I use the O= variable in the upstream kernel Makefiles to make it possible to build the kernel as a user. My build sequence ends up looking like this for a new kernel (of course changing the version numbers):

$ cd
$mkdir linux-6.1.46
$ cd linux-6.1.46
$ zcat /proc/config.gz > .config
$ make -C /usr/src/linux-6.1.46 O=$HOME/linux-6.1.46 oldconfig
$ make
$ sudo make modules_install install

This way, the only thing that needs to be run as root is the actual install.

When you do that, the /lib/modules/${KV_FULL}/{build,source} symlinks end up pointing to the location of the kernel source and build artifacts. It might be worth checking both of these directories for what you need before looking at /usr/src/linux.

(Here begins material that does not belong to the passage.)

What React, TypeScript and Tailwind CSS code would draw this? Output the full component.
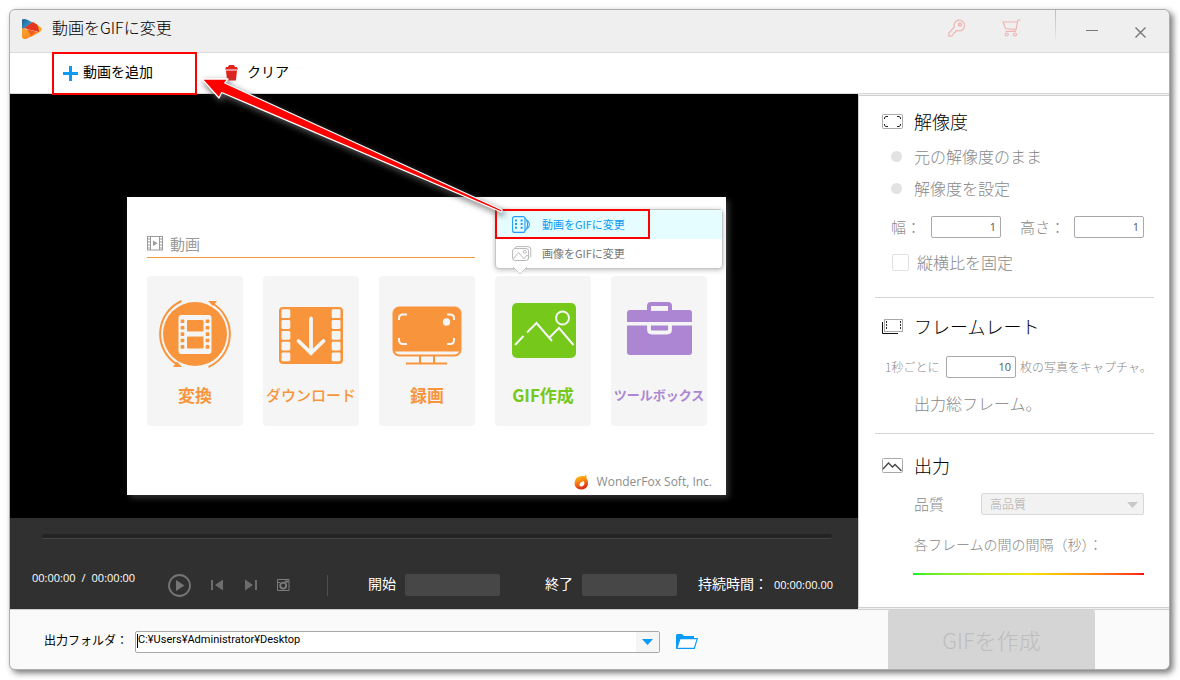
import React from "react";

const orange = "#f8953c";
const pale = "#f5f5f5";

function LogoIcon() {
  return (
    <svg width="20" height="20" viewBox="0 0 20 20" aria-hidden="true">
      <defs>
        <linearGradient id="logoBlue" x1="0" y1="0" x2="1" y2="1">
          <stop offset="0" stopColor="#1b5f92" />
          <stop offset="1" stopColor="#4bb6e6" />
        </linearGradient>
        <linearGradient id="logoOrange" x1="0" y1="0" x2="1" y2="1">
          <stop offset="0" stopColor="#f9a72c" />
          <stop offset="1" stopColor="#f47b20" />
        </linearGradient>
      </defs>
      <path d="M0 1 Q0 0 2 0 Q5 0 11 4 L0 11 Z" fill="url(#logoBlue)" />
      <path d="M14 5.5 Q20 8 20 10 Q20 12 16 14 Z" fill="#f0b32c" />
      <path d="M11 3 L15 5.5 Q17.5 9 17 13 L5 10 L2 9 Z" fill="#e6361f" />
      <path d="M0 9 L4 10.5 L17 13.5 Q9 18 4 20 Q0 20 0 18 Z" fill="url(#logoOrange)" />
      <path d="M5 10 L14 12.8 L9 17 Z" fill="#f0601f" />
    </svg>
  );
}

function KeyIcon() {
  return (
    <svg width="18" height="18" viewBox="0 0 18 18" fill="none" stroke="#f1b5b3" strokeWidth="1.2" aria-hidden="true">
      <path d="M6.3 8.2 A5.3 5.3 0 1 1 9.6 11.5 L8.1 11.6 L7.7 13 L6.2 13.3 L5.6 14.8 L3.8 16.8 L.8 17 L.9 14 Z" />
      <circle cx="12" cy="5.5" r="1.6" fill="#f1b5b3" fillOpacity=".5" />
    </svg>
  );
}

function CartIcon() {
  return (
    <svg width="19" height="18" viewBox="0 0 19 18" fill="none" stroke="#f1b5b3" strokeWidth="1.2" aria-hidden="true">
      <path d="M18.5 1 H16 L14 10.5 L3.5 9.5 L1 3 H15.3 M14 10.5 L13.2 12.3 H3.5" />
      <circle cx="4.7" cy="15.5" r="1.5" />
      <circle cx="13" cy="15.5" r="1.5" />
    </svg>
  );
}

function ConvertIcon() {
  const holes = [0, 1, 2, 3, 4];
  return (
    <svg width="74" height="68" viewBox="0 0 74 68" aria-hidden="true">
      <circle cx="37" cy="34" r="32" fill={orange} />
      <path d="M23.5 1 A36 36 0 0 0 20 65" fill="none" stroke={orange} strokeWidth="2" />
      <path d="M50.5 67 A36 36 0 0 0 54 3" fill="none" stroke={orange} strokeWidth="2" />
      <path d="M24 67 L15 67 L19 61.5 Z M50 1 L59 1 L55 6 Z" fill={orange} />
      <rect x="20.5" y="15" width="33" height="39" rx="3" fill={pale} />
      <rect x="29" y="20" width="16.5" height="11.5" rx="1" fill={orange} />
      <rect x="29" y="36.5" width="16.5" height="12" rx="1" fill={orange} />
      {holes.map((i) => (
        <g key={i} fill={orange}>
          <rect x="22.7" y={19.5 + i * 6.4} width="3.6" height="3.6" rx=".6" />
          <rect x="47.7" y={19.5 + i * 6.4} width="3.6" height="3.6" rx=".6" />
        </g>
      ))}
    </svg>
  );
}

function DownloadIcon() {
  const holes = [0, 1, 2, 3, 4];
  return (
    <svg width="64" height="57" viewBox="0 0 64 57" aria-hidden="true">
      <rect width="64" height="57" rx="4" fill={orange} />
      {holes.map((i) => (
        <g key={i} fill={pale}>
          <rect x="2.5" y={2.3 + i * 10.8} width="8.8" height="8.8" rx="1.4" />
          <rect x="52.7" y={2.3 + i * 10.8} width="8.8" height="8.8" rx="1.4" />
        </g>
      ))}
      <path d="M32 11.5 V45 M19.5 34 L32 46 L44.5 34" fill="none" stroke={pale} strokeWidth="3.8" strokeLinecap="round" />
    </svg>
  );
}

function RecordIcon() {
  return (
    <svg width="70" height="59" viewBox="0 0 70 59" aria-hidden="true">
      <rect x="1" y="1" width="68" height="49" rx="6" fill={orange} stroke={orange} strokeWidth="1" />
      <path d="M3 45.5 H67 Q66 48.5 62 48.5 H8 Q4 48.5 3 45.5" fill={pale} />
      <path d="M28 50 V57 M42 50 V57 M14 57.5 H55" fill="none" stroke={orange} strokeWidth="2" />
      <g fill="none" stroke={pale} strokeWidth="2">
        <path d="M7 14 V12 Q7 8.5 11 8.5 H15" />
        <path d="M55 8.5 H58 Q62 8.5 62 12 V14" />
        <path d="M7 32 V34 Q7 38 11 38 H15" />
        <path d="M62 32 V34 Q62 38 58 38 H55" />
      </g>
      <circle cx="54.5" cy="16" r="3.7" fill={pale} />
    </svg>
  );
}

function PictureIcon() {
  return (
    <svg width="64" height="55" viewBox="0 0 64 55" aria-hidden="true">
      <rect width="64" height="55" rx="5" fill="#76c91b" />
      <g fill="none" stroke={pale} strokeWidth="2">
        <path d="M3 42 L11.5 33 M15 29.5 L24.5 20 L40 38 M37.5 34.5 L47 25 L61.5 42" />
        <circle cx="50.5" cy="15" r="6.5" />
      </g>
    </svg>
  );
}

function ToolboxIcon() {
  return (
    <svg width="65" height="53" viewBox="0 0 65 53" aria-hidden="true">
      <path d="M22 9 V4 Q22 2 24 2 H41 Q43 2 43 4 V9" fill="none" stroke="#ad86d3" strokeWidth="4" />
      <rect y="8" width="65" height="45" rx="3" fill="#ad86d3" />
      <path d="M24 8.4 H41" stroke={pale} strokeWidth="1" />
      <path d="M0 21.8 H65" stroke={pale} strokeWidth="3.6" />
      <path d="M22 22 V27.5 Q22 30.5 25 30.5 H40 Q43 30.5 43 27.5 V22" fill="none" stroke={pale} strokeWidth="3.8" />
    </svg>
  );
}

function FilmSmallIcon() {
  return (
    <svg width="16" height="15" viewBox="0 0 16 15" fill="none" stroke="#9b9b9b" aria-hidden="true">
      <rect x=".5" y=".5" width="15" height="13.5" />
      <path d="M3.5 .5 V14 M12.5 .5 V14" />
      <path d="M0 3 H3.5 M0 6 H3.5 M0 9 H3.5 M0 12 H3.5 M12.5 3 H16 M12.5 6 H16 M12.5 9 H16 M12.5 12 H16" />
      <path d="M6 4.5 L10.5 7.3 L6 10 Z" fill="#9b9b9b" stroke="none" />
    </svg>
  );
}

function ClipIcon() {
  return (
    <svg width="18" height="17" viewBox="0 0 18 17" fill="none" stroke="#249ef5" strokeWidth="1.1" aria-hidden="true">
      <rect x=".6" y=".6" width="12.4" height="15.8" rx="2" />
      <path d="M4 3.5 V14 M9.6 3.5 V14" strokeWidth="2" strokeDasharray="2 1.6" />
      <path d="M13 2.5 Q15.5 4 15.5 8.5 Q15.5 13 13 14.5 M15.3 4.5 Q17.4 6 17.4 8.5 Q17.4 11 15.3 12.5" />
    </svg>
  );
}

function ImagesIcon() {
  return (
    <svg width="20" height="15" viewBox="0 0 20 15" fill="none" stroke="#b9b9b9" aria-hidden="true">
      <rect x=".6" y="2.5" width="16" height="12" rx="2.5" />
      <path d="M3 2 Q3.5 .6 5 .6 H16 Q18.8 .6 18.8 3.4 V11.5" />
      <path d="M1.5 12.5 L6.5 6.5 L12 12.8 L15 9 L17 11.5" />
      <circle cx="12.8" cy="5.8" r="1.5" />
    </svg>
  );
}

function FoxIcon() {
  return (
    <svg width="15" height="16" viewBox="0 0 15 16" aria-hidden="true">
      <defs>
        <linearGradient id="foxFill" x1="0" y1="0" x2=".3" y2="1">
          <stop offset="0" stopColor="#ffd21a" />
          <stop offset=".5" stopColor="#f98b14" />
          <stop offset="1" stopColor="#dc2f12" />
        </linearGradient>
      </defs>
      <path d="M3 3.5 Q7 1.5 10.5 2.2 L12.3 .5 L12.6 4.3 Q14.6 7 14 10.5 Q12.5 15.6 7 15.6 Q1 15 .5 9.5 Q.4 6 3 3.5 Z" fill="url(#foxFill)" />
      <path d="M5.5 12 Q5 8.5 9.3 7 Q11.5 9 9.5 11.5 Q7.8 13 5.5 12" fill="#fff" />
    </svg>
  );
}

function Section({ icon, title, children }: { icon: React.ReactNode; title: string; children: React.ReactNode }) {
  return (
    <>
      <div className="flex h-[26px] items-center gap-[11px]">
        {icon}
        <h2 className="text-[18px] leading-[26px] font-light text-black">{title}</h2>
      </div>
      {children}
    </>
  );
}

const tiles = [
  { label: "変換", iconBox: "pt-6", style: "text-[17px] font-bold text-[#f8953c]", icon: <ConvertIcon /> },
  { label: "ダウンロード", iconBox: "pt-[31px]", style: "text-[15px] font-medium text-[#f8953c]", icon: <DownloadIcon /> },
  { label: "録画", iconBox: "pt-[30px]", style: "text-[17px] font-bold text-[#f8953c]", icon: <RecordIcon /> },
  { label: "GIF作成", iconBox: "pt-[27px] pl-[2px]", style: "text-[17px] font-bold text-[#76c91b]", icon: <PictureIcon /> },
  { label: "ツールボックス", iconBox: "pt-[26px]", style: "text-[13px] font-bold text-[#ad86d3]", icon: <ToolboxIcon /> },
];

function Preview() {
  return (
    <div className="flex-1 bg-black pt-[103px] pr-[132px] pb-[23px] pl-[117px]">
      <div className="relative flex h-[298px] w-[599px] flex-col bg-white pt-[36px] pr-[14px] pl-5 shadow-[3px_3px_6px_#333]">
        <div className="flex h-[25px] w-[328px] items-start gap-[7px] border-b border-[#f8953c] text-[15px] leading-[21px] font-normal text-[#999]">
          <span className="pt-[3px]">
            <FilmSmallIcon />
          </span>
          <span>動画</span>
        </div>
        <div className="mt-[18px] flex gap-5">
          {tiles.map((t) => (
            <a
              key={t.label}
              href="#"
              className="flex h-[150px] w-[96px] shrink-0 flex-col items-center rounded bg-[#f5f5f5] whitespace-nowrap"
            >
              <span className={`flex h-[107px] shrink-0 items-start ${t.iconBox}`}>{t.icon}</span>
              <span className={`leading-6 ${t.style}`}>{t.label}</span>
            </a>
          ))}
        </div>
        <div className="mt-12 flex items-center justify-end gap-2 font-['Open_Sans',sans-serif] text-[12px] leading-4 font-normal text-[#8c8c8c]">
          <FoxIcon />
          <span>WonderFox Soft, Inc.</span>
        </div>
        <div className="absolute top-[12px] left-[368px] w-[228px] rounded border border-[#c6c6c6] bg-white font-normal shadow-[0_1px_5px_#bbb]">
          <a href="#" className="relative flex h-[29px] items-center gap-[12px] bg-[#e6fdff] pl-4 text-[11px] text-[#0a9bf5]">
            <span className="flex w-[18px]">
              <ClipIcon />
            </span>
            <span>動画をGIFに変更</span>
            <span className="absolute -top-px -left-px h-[30px] w-[155px] border-2 border-[#fe0000]" />
          </a>
          <a href="#" className="flex h-[29px] items-center gap-[10px] pl-4 text-[11px] text-[#777]">
            <span className="flex w-[20px]">
              <ImagesIcon />
            </span>
            <span>画像をGIFに変更</span>
          </a>
          <svg className="absolute top-[57px] left-[17px]" width="14" height="8" viewBox="0 0 14 8" aria-hidden="true">
            <path d="M0 0 L7 7 L14 0" fill="#fff" stroke="#c6c6c6" />
          </svg>
        </div>
      </div>
    </div>
  );
}

function Player() {
  return (
    <div className="h-[91px] bg-[#303030] pt-[16px] font-normal text-white">
      <div className="mr-[26px] ml-[32px] h-[5px] rounded-full border-b border-[#454545] bg-[#242424]" />
      <div className="mt-[28px] flex h-9 items-center pl-[22px] text-[14px] whitespace-nowrap">
        <div className="flex w-[136px] gap-[6px] self-start font-['Open_Sans',sans-serif] text-[11px] leading-[22px]">
          <span>00:00:00</span>
          <span>/</span>
          <span>00:00:00</span>
        </div>
        <button type="button" aria-label="再生">
          <svg width="23" height="23" viewBox="0 0 23 23" aria-hidden="true">
            <circle cx="11.5" cy="11.5" r="10.5" fill="none" stroke="#757575" strokeWidth="1.8" />
            <path d="M8 6 L16.5 11.5 L8 17 Z" fill="#757575" />
          </svg>
        </button>
        <button type="button" aria-label="前へ" className="ml-5">
          <svg width="13" height="12" viewBox="0 0 13 12" fill="#6d6d6d" aria-hidden="true">
            <path d="M0 1 H2 V11 H0 Z M12 .5 V11.5 L4 6 Z" />
          </svg>
        </button>
        <button type="button" aria-label="次へ" className="ml-[21px]">
          <svg width="13" height="12" viewBox="0 0 13 12" fill="#6d6d6d" aria-hidden="true">
            <path d="M10 1 H12 V11 H10 Z M0 .5 V11.5 L8 6 Z" />
          </svg>
        </button>
        <button type="button" aria-label="スナップショット" className="ml-[19px]">
          <svg width="13" height="12" viewBox="0 0 13 12" fill="none" stroke="#7d7d7d" aria-hidden="true">
            <path d="M.5 .5 H12 V11.5 H.5 Z M.5 3.5 H3" />
            <circle cx="6.2" cy="6.6" r="3" strokeWidth="1.8" />
            <path d="M8 2.5 H11.5" strokeWidth="2" />
          </svg>
        </button>
        <span className="ml-[37px] h-[21px] w-px bg-[#4e4e4e]" />
        <label htmlFor="start" className="ml-10 pb-[3px]">開始</label>
        <input id="start" type="text" className="ml-[9px] h-[22px] w-[95px] rounded-xs bg-[#474747] px-1" />
        <label htmlFor="end" className="ml-[45px] pb-[3px]">終了</label>
        <input id="end" type="text" className="ml-[9px] h-[22px] w-[95px] rounded-xs bg-[#474747] px-1" />
        <span className="ml-[21px] pb-[3px]">持続時間：</span>
        <span className="ml-[6px] font-['Open_Sans',sans-serif] text-[11px]">00:00:00.00</span>
      </div>
    </div>
  );
}

const numberBox =
  "h-[22px] w-[70px] rounded-xs border border-[#a9a9a9] bg-white pr-1 pb-px text-right font-['Open_Sans',sans-serif] text-[11px] font-normal text-[#555]";
const radioDot = "mr-[12px] size-[11px] appearance-none rounded-full bg-[#e2e2e2]";

function Sidebar() {
  return (
    <aside className="my-px flex w-[311px] flex-col border border-r-0 border-[#cfcfcf] bg-white px-4 pr-[15px] text-[#888] whitespace-nowrap">
      <section className="h-[202px] border-b border-[#d4d4d4] pt-[12px] pl-[7px]">
        <Section
          title="解像度"
          icon={
            <svg width="21" height="15" viewBox="0 0 21 15" fill="none" aria-hidden="true">
              <rect x=".5" y=".5" width="20" height="14" rx="1" stroke="#aaa" />
              <path d="M2.5 5 V3.5 L4 2.5 H6 M15 2.5 H17 L18.5 3.5 V5 M2.5 10 V11.5 L4 12.5 H6 M15 12.5 H17 L18.5 11.5 V10" stroke="#222" />
            </svg>
          }
        >
          <label className="mt-[6px] flex h-8 items-center pl-[9px] text-[16px]">
            <input type="radio" name="resolution" className={radioDot} />
            元の解像度のまま
          </label>
          <label className="flex h-8 items-center pl-[9px] text-[16px]">
            <input type="radio" name="resolution" className={radioDot} />
            解像度を設定
          </label>
          <div className="flex h-[46px] items-center pl-[9px] text-[15px]">
            <label htmlFor="width" className="w-10">幅：</label>
            <input id="width" type="text" defaultValue="1" className={numberBox} />
            <label htmlFor="height" className="ml-[19px] w-[54px]">高さ：</label>
            <input id="height" type="text" defaultValue="1" className={numberBox} />
          </div>
          <label className="flex h-6 items-center gap-2 pl-[10px] text-[16px]">
            <input type="checkbox" className="size-[17px] appearance-none rounded-xs border border-[#e2e2e2] bg-white" />
            縦横比を固定
          </label>
        </Section>
      </section>
      <section className="h-[136px] border-b border-[#d4d4d4] pt-[15px] pl-[7px]">
        <Section
          title="フレームレート"
          icon={
            <svg width="21" height="15" viewBox="0 0 21 15" fill="none" aria-hidden="true">
              <rect x="2.5" y=".5" width="18" height="12" stroke="#aaa" />
              <path d="M.5 3 V14.5 H16" stroke="#111" />
              <path d="M4.5 2 V11 M18.5 2 V11" stroke="#333" strokeDasharray="2 1" />
            </svg>
          }
        >
          <div className="flex h-[56px] items-center pl-[3px] text-[12px]">
            <label htmlFor="fps" className="w-[61px]">1秒ごとに</label>
            <input id="fps" type="text" defaultValue="10" className={numberBox} />
            <span className="ml-1">枚の写真をキャプチャ。</span>
          </div>
          <p className="pl-8 text-[16px] leading-4">出力総フレーム。</p>
        </Section>
      </section>
      <section className="pt-[18px] pl-[7px]">
        <Section
          title="出力"
          icon={
            <svg width="21" height="15" viewBox="0 0 21 15" fill="none" aria-hidden="true">
              <rect x=".5" y=".5" width="20" height="14" rx="1" stroke="#aaa" />
              <path d="M1 11 L6.5 5 L10.5 9 L13 6.5 L19.5 13" stroke="#444" strokeWidth="1.3" />
            </svg>
          }
        >
          <div className="flex h-[52px] items-center pl-8 text-[15px]">
            <label htmlFor="quality" className="w-[67px]">品質</label>
            <div className="relative flex h-[22px] w-[163px]">
              <select
                id="quality"
                disabled
                className="h-full w-full appearance-none rounded-xs border border-[#d8d8d8] bg-[#f2f2f2] pl-2 text-[12px] text-[#aaa]"
              >
                <option>高品質</option>
              </select>
              <svg className="absolute top-[9px] right-[6px]" width="11" height="6" viewBox="0 0 11 6" aria-hidden="true">
                <path d="M0 0 H11 L5.5 6 Z" fill="#c8c8c8" />
              </svg>
            </div>
          </div>
          <p className="pl-8 text-[14px] leading-7">各フレームの間の間隔（秒）：</p>
          <div className="mt-[15px] mr-[10px] ml-[31px] h-[2px] bg-linear-to-r from-[#00f02c] via-[#f5e400] to-[#ff0018]" />
        </Section>
      </section>
    </aside>
  );
}

export default function App() {
  return (
    <div className="relative min-h-screen bg-white p-[9px] pr-[10px] font-['Noto_Sans_CJK_JP',sans-serif] font-light text-black">
      <main className="flex flex-col overflow-visible rounded-md border border-[#adadad] bg-[#f0f0f0] shadow-[3px_3px_6px_#777]">
        <header className="flex h-[43px] items-start rounded-t-md border-b border-[#dadada] bg-[#efefef] pl-3 whitespace-nowrap">
          <span className="pt-[9px]">
            <LogoIcon />
          </span>
          <h1 className="ml-[10px] flex-1 pt-1 text-[16px] leading-[26px] font-light">動画をGIFに変更</h1>
          <button type="button" aria-label="登録" className="mt-[9px] mr-9">
            <KeyIcon />
          </button>
          <button type="button" aria-label="購入" className="mt-[9px] mr-[34px]">
            <CartIcon />
          </button>
          <span className="h-[34px] w-px bg-linear-to-b from-[#bbb] to-[#efefef]" />
          <button type="button" aria-label="最小化" className="mt-5 ml-[30px] h-px w-3 bg-[#777]" />
          <button type="button" aria-label="閉じる" className="mt-[17px] mr-[23px] ml-[37px]">
            <svg width="11" height="11" viewBox="0 0 11 11" stroke="#777" strokeWidth="1.4" aria-hidden="true">
              <path d="M.5 .5 L10.5 10.5 M10.5 .5 L.5 10.5" />
            </svg>
          </button>
        </header>

        <nav className="flex h-[41px] items-center border-b border-[#d9d9d9] bg-white pl-[43px] text-[14px] font-normal">
          <button type="button" className="relative flex h-full w-[144px] items-center gap-[5px] pl-[10px]">
            <svg width="15" height="15" viewBox="0 0 15 15" aria-hidden="true">
              <path d="M6 0 H9 V6 H15 V9 H9 V15 H6 V9 H0 V6 H6 Z" fill="#0a9bf5" />
            </svg>
            <span className="pb-1">動画を追加</span>
            <span className="absolute -top-px right-0 -bottom-[2px] -left-px border-2 border-[#fe0000]" />
          </button>
          <button type="button" className="ml-[28px] flex h-full items-center gap-[9px]">
            <svg width="13" height="16" viewBox="0 0 13 16" fill="#dd241e" aria-hidden="true">
              <path d="M4 0 H9 L10 2 H12 L13 4.5 H0 L1 2 H3 Z M1 5.5 H12 L11 15 Q11 15.5 10 15.5 H3 Q2 15.5 2 15 Z" />
            </svg>
            <span className="pb-1">クリア</span>
          </button>
        </nav>

        <div className="flex">
          <div className="flex min-w-0 flex-1 flex-col">
            <Preview />
            <Player />
          </div>
          <Sidebar />
        </div>

        <footer className="flex h-[60px] items-center rounded-b-md border-t border-[#cfcfcf] bg-[#fafafa] pl-[34px] text-[12px] font-normal whitespace-nowrap">
          <label htmlFor="folder" className="w-[91px]">出力フォルダ：</label>
          <div className="relative mt-1 flex h-[22px] w-[525px] rounded-xs border border-[#a9a9a9] bg-white">
            <input
              id="folder"
              type="text"
              defaultValue="C:¥Users¥Administrator¥Desktop"
              className="min-w-0 flex-1 pb-[3px] pl-[2px] font-[Roboto,sans-serif] text-[11px] leading-4 font-normal outline-none"
            />
            <span className="absolute top-[2px] left-px h-[14px] w-px bg-black" />
            <button type="button" aria-label="フォルダを選択" className="flex w-[23px] items-center justify-center bg-[#f5f5f5] pt-px">
              <svg width="11" height="6" viewBox="0 0 11 6" aria-hidden="true">
                <path d="M0 0 H11 L5.5 6 Z" fill="#0a9bf5" />
              </svg>
            </button>
          </div>
          <button type="button" aria-label="フォルダを開く" className="mt-1 ml-4">
            <svg width="22" height="15" viewBox="0 0 22 15" aria-hidden="true">
              <path d="M0 1.5 Q0 0 1.5 0 H6 L8 2 H18 V4.5 H4 L1 14 H0 Z" fill="#0a9bf5" />
              <path d="M4 4.6 H21.3 L18.3 14.4 H.8 Z" fill="#fff" stroke="#0a9bf5" strokeWidth="1.2" />
            </svg>
          </button>
          <button
            type="button"
            disabled
            className="mr-[74px] ml-auto h-full w-[207px] rounded-t-xs bg-[#d5d5d5] text-[22px] font-light text-[#bdbdbd]"
          >
            GIFを作成
          </button>
        </footer>
      </main>

      <svg
        className="pointer-events-none absolute top-0 left-0 drop-shadow-[2px_3px_3px_#555]"
        width="520"
        height="230"
        viewBox="0 0 520 230"
        aria-hidden="true"
      >
        <path
          d="M202 79 L228 79 L224.8 83 L502.3 210 L501.3 212 L221.7 92.5 L219 98 Z"
          fill="#fe0000"
          stroke="#fff"
          strokeWidth="1.3"
          strokeLinejoin="round"
        />
      </svg>
    </div>
  );
}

What do you think?

Thanks,

William
Comment 4 William Hubbs gentoo-dev 2023-08-17 18:02:48 UTC
Hi again Mike,

I just tried to ping you on IRC, because I believe I found another issue
with linux-info.eclass.
If I'm wrong about how this is supposed to work, please let me know.
I found that exporting a value for KBUILD_OUTPUT doesn't seem to work:

$ export KBUILD_OUTPUT=/lib/modules/<kv>/build
$ sudo ebuild net-vpn/ovpn-dco/ovpn-dco-0.2.20230426.ebuild install

fails complaining about not finding the config in /usr/src/linux.

Thanks,

William
Comment 5 Ionen Wolkens gentoo-dev 2023-08-17 18:28:21 UTC
As briefly noted in comment #1, the variable to use to specify a different build dir manually is "KERNEL_DIR". This variable can also be set to a out-of-tree build done using `make O=` (aka the same path you pass to O=) too.

On a side-note, if the build dir is in your $HOME, do make sure portage will have read access to it.
Comment 6 William Hubbs gentoo-dev 2023-08-17 19:42:46 UTC
Created attachment 868090 [details, diff]
linux-info.patch

This is my attempt at a patch for this, but it isn't working so far.

Thanks,

William
Comment 7 Ionen Wolkens gentoo-dev 2023-08-17 20:12:21 UTC
KV_FULL is not going to set until it actually finds a kernel, meaning it'd have to use $(uname -r).

But I hardly see how useful this is unless at most /proc/config.gz support is disabled when doing runtime checks.

As far as modules go, $(uname -r) would be pretty weird
1. build new kernel
2. boot it so $(uname -r) points to its build/source
3. ... build modules now? how about doing it before booting

May want to consider just using a fixed location for KERNEL_DIR, potentially a symlink to your out-of-tree build dir that you'd update as part of your kernel building process.